La guerra fa schifo sempre, non ci sono “se” e non ci sono “ma”.

L’immagine di Elton John, sospirante aneliti romantici per una androgina modella abbigliata da militare della dogana russa, che cozzava violentemente con l’appello di Sting alla responsabilità dei russi nei confronti dell’amore per i propri figli, sono posizioni e visioni delle genti oltrecortina, tornate prepotentemente di moda.

Il termine stesso “oltrecortina” era da ritenersi profondamente superato dal 1989, con il crollo del muro di Berlino, e l’opera del presidente russo Gorbaciov. Già… gli anni ‘80, gli anni dell’edonismo reganiano, un autocompiacimento del se, che si rifletteva in tutte le manifestazioni culturali, dalla musica, alla moda (con fenomeni addirittura iconici e imperituri), alla letteratura, indissolubilmente legata alla “insostenibile leggerezza dell’essere” kunderiana. Ma anche gli anni di un inasprimento della guerra fredda, che poteva risolversi solo in due modi, la capitolazione di una delle due parti o una guerra nucleare, la terza guerra mondiale.

Se la nostalgia degli anni ‘80 attanaglia molti di noi, che ancora ascoltano le musicassette con le “compilation” che si usavano in quegli anni, di certe cose potevamo certamente fare a meno. Le vicende terribili della invasione russa dell’Ucraina, di romantici ritorni al passato,non hanno proprio nulla. La guerra fa schifo sempre, non ci sono “se” e non ci sono “ma”.

Putin oggi è molto più occidentale nei moti e nelle manifestazioni, di un qualunque presidente europeo, e gli interessi che lo muovono sono gli stessi che muoverebbero o muovono Biden o chiunque altro. Definirlo dittatore è una valutazione che non possiamo permetterci, a fronte di certi capi di stato che gravitano nella enclave europea. L’alleanza atlantica, la NATO aveva un senso in contrapposizione al Patto di Varsavia, ma oggi che senso ha? Cosa ci manca, nella comprensione degli eventi? E a cosa serve comprenderli?

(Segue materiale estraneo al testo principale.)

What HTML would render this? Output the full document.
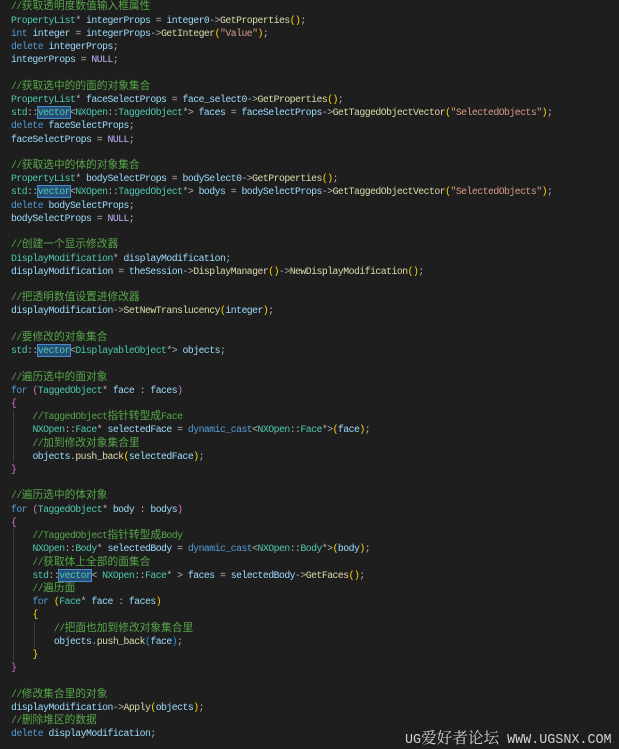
<!DOCTYPE html>
<html><head><meta charset="utf-8"><style>
html,body{margin:0;padding:0;background:#1e1e1e;width:619px;height:749px;overflow:hidden}
#code{position:absolute;left:11px;top:0.4px;font-family:"Liberation Mono",monospace;font-size:9.8px;letter-spacing:-0.52px;color:#dcdcdc}
.l{height:13.22px;line-height:13.22px;white-space:pre;overflow:visible}
.c{font-family:"Noto Sans CJK SC",sans-serif;font-size:10.72px;letter-spacing:0;line-height:0}
.cm{color:#57a64a}.k{color:#569cd6}.t{color:#4ec9b0}.f{color:#dcdcaa}.v{color:#9cdcfe}.s{color:#d69d85}.n{color:#bdb7ff}.p{color:#b4b4b4}
.y{color:#ffd700}.m{color:#da70d6}.b{color:#179fff}
.hl{background:#264f78;outline:1px solid #4a8cc7}
.g{position:absolute;width:1px;background:#3c3c3c}
#wm{position:absolute;left:405px;top:726px;font-family:"Liberation Mono","Noto Serif CJK SC",monospace;font-size:13.4px;color:#d0d0d0;white-space:pre}
#wm .w{font-family:"Noto Serif CJK SC",serif;font-size:15.6px}
</style></head><body>
<div class="g" style="left:13px;top:410px;height:52px"></div>
<div class="g" style="left:13px;top:529px;height:132px"></div>
<div class="g" style="left:34px;top:622px;height:26px"></div>
<div id="code">
<div class="l cm">//<span class="c">获取透明度数值输入框属性</span></div>
<div class="l"><span class="t">PropertyList</span><span class="p">*</span> <span class="v">integerProps</span> <span class="p">=</span> <span class="v">integer0</span><span class="p">-&gt;</span><span class="f">GetProperties</span><span class="y">()</span><span class="p">;</span></div>
<div class="l"><span class="k">int</span> <span class="v">integer</span> <span class="p">=</span> <span class="v">integerProps</span><span class="p">-&gt;</span><span class="f">GetInteger</span><span class="y">(</span><span class="s">"Value"</span><span class="y">)</span><span class="p">;</span></div>
<div class="l"><span class="k">delete</span> <span class="v">integerProps</span><span class="p">;</span></div>
<div class="l"><span class="v">integerProps</span> <span class="p">=</span> <span class="n">NULL</span><span class="p">;</span></div>
<div class="l"> </div>
<div class="l cm">//<span class="c">获取选中的的面的对象集合</span></div>
<div class="l"><span class="t">PropertyList</span><span class="p">*</span> <span class="v">faceSelectProps</span> <span class="p">=</span> <span class="v">face_select0</span><span class="p">-&gt;</span><span class="f">GetProperties</span><span class="y">()</span><span class="p">;</span></div>
<div class="l"><span class="t">std</span><span class="p">::</span><span class="t hl">vector</span><span class="p">&lt;</span><span class="t">NXOpen</span><span class="p">::</span><span class="t">TaggedObject</span><span class="p">*&gt;</span> <span class="v">faces</span> <span class="p">=</span> <span class="v">faceSelectProps</span><span class="p">-&gt;</span><span class="f">GetTaggedObjectVector</span><span class="y">(</span><span class="s">"SelectedObjects"</span><span class="y">)</span><span class="p">;</span></div>
<div class="l"><span class="k">delete</span> <span class="v">faceSelectProps</span><span class="p">;</span></div>
<div class="l"><span class="v">faceSelectProps</span> <span class="p">=</span> <span class="n">NULL</span><span class="p">;</span></div>
<div class="l"> </div>
<div class="l cm">//<span class="c">获取选中的体的对象集合</span></div>
<div class="l"><span class="t">PropertyList</span><span class="p">*</span> <span class="v">bodySelectProps</span> <span class="p">=</span> <span class="v">bodySelect0</span><span class="p">-&gt;</span><span class="f">GetProperties</span><span class="y">()</span><span class="p">;</span></div>
<div class="l"><span class="t">std</span><span class="p">::</span><span class="t hl">vector</span><span class="p">&lt;</span><span class="t">NXOpen</span><span class="p">::</span><span class="t">TaggedObject</span><span class="p">*&gt;</span> <span class="v">bodys</span> <span class="p">=</span> <span class="v">bodySelectProps</span><span class="p">-&gt;</span><span class="f">GetTaggedObjectVector</span><span class="y">(</span><span class="s">"SelectedObjects"</span><span class="y">)</span><span class="p">;</span></div>
<div class="l"><span class="k">delete</span> <span class="v">bodySelectProps</span><span class="p">;</span></div>
<div class="l"><span class="v">bodySelectProps</span> <span class="p">=</span> <span class="n">NULL</span><span class="p">;</span></div>
<div class="l"> </div>
<div class="l cm">//<span class="c">创建一个显示修改器</span></div>
<div class="l"><span class="t">DisplayModification</span><span class="p">*</span> <span class="v">displayModification</span><span class="p">;</span></div>
<div class="l"><span class="v">displayModification</span> <span class="p">=</span> <span class="v">theSession</span><span class="p">-&gt;</span><span class="f">DisplayManager</span><span class="y">()</span><span class="p">-&gt;</span><span class="f">NewDisplayModification</span><span class="y">()</span><span class="p">;</span></div>
<div class="l"> </div>
<div class="l cm">//<span class="c">把透明数值设置进修改器</span></div>
<div class="l"><span class="v">displayModification</span><span class="p">-&gt;</span><span class="f">SetNewTranslucency</span><span class="y">(</span><span class="v">integer</span><span class="y">)</span><span class="p">;</span></div>
<div class="l"> </div>
<div class="l cm">//<span class="c">要修改的对象集合</span></div>
<div class="l"><span class="t">std</span><span class="p">::</span><span class="t hl">vector</span><span class="p">&lt;</span><span class="t">DisplayableObject</span><span class="p">*&gt;</span> <span class="v">objects</span><span class="p">;</span></div>
<div class="l"> </div>
<div class="l cm">//<span class="c">遍历选中的面对象</span></div>
<div class="l"><span class="k">for</span> <span class="m">(</span><span class="t">TaggedObject</span><span class="p">*</span> <span class="v">face</span> <span class="p">:</span> <span class="v">faces</span><span class="m">)</span></div>
<div class="l"><span class="m">{</span></div>
<div class="l cm">    //TaggedObject<span class="c">指针转型成</span>Face</div>
<div class="l">    <span class="t">NXOpen</span><span class="p">::</span><span class="t">Face</span><span class="p">*</span> <span class="v">selectedFace</span> <span class="p">=</span> <span class="k">dynamic_cast</span><span class="p">&lt;</span><span class="t">NXOpen</span><span class="p">::</span><span class="t">Face</span><span class="p">*&gt;</span><span class="y">(</span><span class="v">face</span><span class="y">)</span><span class="p">;</span></div>
<div class="l cm">    //<span class="c">加到修改对象集合里</span></div>
<div class="l">    <span class="v">objects</span><span class="p">.</span><span class="f">push_back</span><span class="y">(</span><span class="v">selectedFace</span><span class="y">)</span><span class="p">;</span></div>
<div class="l"><span class="m">}</span></div>
<div class="l"> </div>
<div class="l cm">//<span class="c">遍历选中的体对象</span></div>
<div class="l"><span class="k">for</span> <span class="m">(</span><span class="t">TaggedObject</span><span class="p">*</span> <span class="v">body</span> <span class="p">:</span> <span class="v">bodys</span><span class="m">)</span></div>
<div class="l"><span class="m">{</span></div>
<div class="l cm">    //TaggedObject<span class="c">指针转型成</span>Body</div>
<div class="l">    <span class="t">NXOpen</span><span class="p">::</span><span class="t">Body</span><span class="p">*</span> <span class="v">selectedBody</span> <span class="p">=</span> <span class="k">dynamic_cast</span><span class="p">&lt;</span><span class="t">NXOpen</span><span class="p">::</span><span class="t">Body</span><span class="p">*&gt;</span><span class="y">(</span><span class="v">body</span><span class="y">)</span><span class="p">;</span></div>
<div class="l cm">    //<span class="c">获取体上全部的面集合</span></div>
<div class="l">    <span class="t">std</span><span class="p">::</span><span class="t hl">vector</span><span class="p">&lt;</span> <span class="t">NXOpen</span><span class="p">::</span><span class="t">Face</span><span class="p">*</span> <span class="p">&gt;</span> <span class="v">faces</span> <span class="p">=</span> <span class="v">selectedBody</span><span class="p">-&gt;</span><span class="f">GetFaces</span><span class="y">()</span><span class="p">;</span></div>
<div class="l cm">    //<span class="c">遍历面</span></div>
<div class="l">    <span class="k">for</span> <span class="y">(</span><span class="t">Face</span><span class="p">*</span> <span class="v">face</span> <span class="p">:</span> <span class="v">faces</span><span class="y">)</span></div>
<div class="l">    <span class="y">{</span></div>
<div class="l cm">        //<span class="c">把面也加到修改对象集合里</span></div>
<div class="l">        <span class="v">objects</span><span class="p">.</span><span class="f">push_back</span><span class="b">(</span><span class="v">face</span><span class="b">)</span><span class="p">;</span></div>
<div class="l">    <span class="y">}</span></div>
<div class="l"><span class="m">}</span></div>
<div class="l"> </div>
<div class="l cm">//<span class="c">修改集合里的对象</span></div>
<div class="l"><span class="v">displayModification</span><span class="p">-&gt;</span><span class="f">Apply</span><span class="y">(</span><span class="v">objects</span><span class="y">)</span><span class="p">;</span></div>
<div class="l cm">//<span class="c">删除堆区的数据</span></div>
<div class="l"><span class="k">delete</span> <span class="v">displayModification</span><span class="p">;</span></div>
</div>
<div id="wm">UG<span class="w">爱好者论坛</span> WWW.UGSNX.COM</div>
</body></html>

Serve forse a capire, che seppur le teorie del complotto lasciano il tempo che trovano, certi eventi sembrano veramente inseriti in contesti che appaiono figli di nessi causali e non nessi casuali.

Manca la capacità di visone globale, manca la capacità di discernere le migliaia di informazioni che arrivano. La guerra fredda degli anni ‘80, le campagne in oriente degli anni ‘90, la situazione dei Balcani e la frammentazione della Jugoslavia, accadevano senza l’amplificazione dei social. Oggi i social hanno anche il difetto di non dare un quadro chiaro, seppure più eterogeneo, degli eventi.

Qualunque possano essere le valutazioni, resta terribile l’idea di dovere fornire armi e munizioni ad una delle parti, e contemporaneamente chiedere il cessate il fuoco. O ancora che le federazioni sportive, spinte da mere valutazioni economiche, abbiano tardato a prendere una posizione ultimativa. Che valore ha di fronte alle bombe l’espressione di solidarietà? Che valore diamo noi a questa espressione. Anche nella nostra realtà cittadina, cosa siamo stati capaci di esprimere? Una realtà, quella di Bagheria, in cui l’assenza nell’affrontare le tematiche sociali è stata, fino ad oggi, il filo conduttore di questa amministrazione. Ancora oggi ragazzi disabili non godono di servizi sacrosanti, il disagio giovanile esplode in fenomeni come alcolismo e consumo di stupefacenti, nella totale indifferenza delle istituzioni.

Sentiamo tanto lontani i venti di guerra che bastano due rettangoli giallo e azzurro e la scritta “no war” e pensare che sia sufficiente. O ancora aprire una seduta di consiglio con un pensiero rivolto agli eventi bellici. Questa indifferenza, questa sufficienza, questa mancanza di empatia, genera poi discriminazioni, oggi possono apparire solo generazionali, domani saranno anacronisticamente di classe, e presto torneranno ad essere tra etnie o famiglie altre, dove “altro” è tutto ciò che alieno da noi.

A questo punto può questo occidente, ricco di realtà poco empatiche e solidali al loro stesso interno, cominciare a ritenere non necessario pensarsi come blocco unico, difensore delle verità assolute? La pandemia davvero non ha insegnato niente? Ritornare a sperare retoricamente che i Russi amino i loro bambini come li amiamo noi “occidentali”, è un salto nel passato che poteva essere evitato se tutte le vestigia di quel passato fossero rimaste chiuse nei cassetti della memoria degli adolescenti di quegli anni, insieme ai poster di Sting, dei Duran Duran e di Patsy Kensit.